As the scales of the American criminal justice system continue to tilt against the interests of defendants, developments in Louisiana’s Orleans Parish threaten to pull us back to the days before Gideon v. Wainwright, the 1963 Supreme Court case that established the constitutional right of indigent defendants to court-appointed counsel.

The American Civil Liberties Union and the Louisiana ACLU have filed a class-action suit against the Orleans Parish Public Defenders’ Office and the Louisiana Public Defender Board over the parish’s practice of placing defendants on waiting lists to receive legal counsel due to a shortage of public defenders.

You’re helpless,” said Brandon Buskey, staff attorney with the ACLU’s Criminal Reform Project. “Your legal defense erodes along with your constitutional rights. Specifically, named plaintiffs Douglas Brown, Leroy Shaw Jr. and Darwin Yarls Jr. assert that their Sixth Amendment right to counel has been violated. The plaintiffs cannot afford to hire attorneys and so rely upon the public defender’s office for legal representation.

With every hour without an attorney, you may lose invaluable opportunities to build your defense,” explained Buskey. “You may also be forced into a crippling choice between waiting months for counsel or doing bail and plea negotiations yourself. The damage to your case can be irreparable.”

The public defender’s office initiated the waiting list because it lacks the money to pay its attorneys. Throughout Louisiana, public defender’s offices are funded by an unreliable system. “In Orleans Parish, as in the rest of Louisiana, funding for public defenders is…prone to crippling shortages,” said Marjorie Esman, executive director of the ACLU of Louisiana. “To pay for public defense, the state relies on the fines and fees collected from the public for traffic tickets and other convictions — a system that makes public defenders dependent on excessive policing and draconian sentencing that work against the people they defend.”

Further, Brandon Buskey, argues, “By relying on a ‘user-funded’ scheme to fund public defense, the state of Louisiana has put the Sixth Amendment in peril,” he said. “Repeated staff shortages, waiting lists, and other public defense crises have shown that conviction fees can’t provide steady or adequate funds to public defender offices. The state must meet its constitutional obligation to its people and invest in public defense.”

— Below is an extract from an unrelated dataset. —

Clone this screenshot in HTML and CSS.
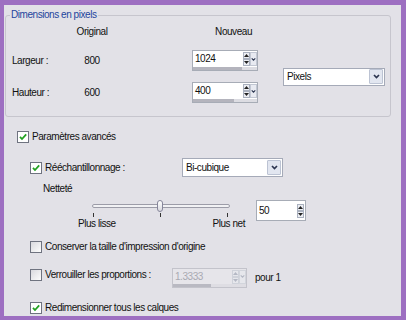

Buskey is correct to emphasize the constitutional significance of this case. Unfortunately for the plaintiffs, and for all of us, it comes at a time when the rights of criminal defendants are not valued. The right to a trial by jury is now itself more a legal fiction than an operating principle. Instead, defendants are hustled through a process that holds out the choice either to plead to a lesser offense or face the threat of maximum sentences in a system that is stacked against them. That system begins with the public defender, who is almost always a young, overworked and underpaid attorney who has little time for any one client. Such attorneys naturally advise their clients to accept the state’s plea bargain with the result that many innocent men and women end up behind bars.